Veeam approaches the problem through Zero Trust Data Resilience (ZTDR), a model developed with Numberline Security that extends Zero Trust principles to backup and recovery, the layer most identity programs overlook. The same ideas that govern NHIs apply here: least-privilege access, assume breach, and shrink the blast radius. ZTDR does it by separating backup software from storage into isolated resilience zones and keeping backups immutable, so a compromised identity, human or non-human, can’t quietly reach in and destroy your means of recovery.
Identity controls and data resilience work best together. Governance reduces how often something goes wrong; resilient, recoverable data limits the damage when it does.
Learn how to gain deeper visibility into data and AI risks in the Data Trust and Resilience Report 2026.
FAQs
Non-human identities (NHIs) are digital identities that aren’t tied to a person. They include service accounts, API keys, OAuth tokens, machine and workload credentials, RPA bots, CI/CD pipeline identities, and AI agents. Their job is to let software authenticate and act on its own, without a human signing in for each action.
NHIs are a risk because they hold real access, behave differently from human users, and are rarely governed. They can’t use MFA, they don’t log out, and they’re seldom retired, so a single stolen credential can give an attacker broad, persistent access. They now outnumber human identities by a wide margin, which makes the unmanaged ones a large and largely invisible attack surface.
Secure machine identities by making them visible, accountable, and tightly scoped. The core practices are a continuous inventory of every NHI, a named human owner for each one, least-privilege access, regular automated credential rotation, behavioral monitoring for anomalies, and Zero Trust verification on every request.

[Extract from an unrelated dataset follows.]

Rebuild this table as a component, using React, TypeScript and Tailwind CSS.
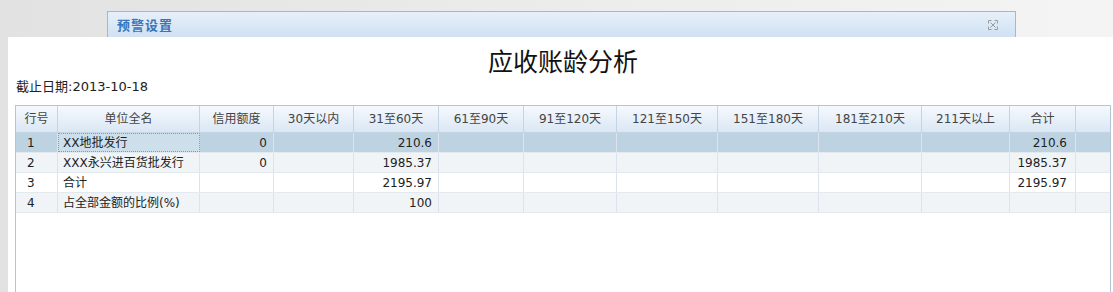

Govern AI agent access by treating each agent as a privileged NHI and answering three questions before connecting it to sensitive data: who authorized the access, what data the agent can actually reach, and what happens if it’s manipulated or compromised. Then apply scoped permissions, continuous monitoring, and credential rotation, the same discipline you use for service accounts.
Least privilege limits what an identity is allowed to do. Zero Trust governs how that identity is verified. Least privilege scopes a credential to the minimum access its task requires; Zero Trust means every system independently checks the identity on every request, rather than trusting a single upstream verification. They’re complementary, and effective NHI security uses both.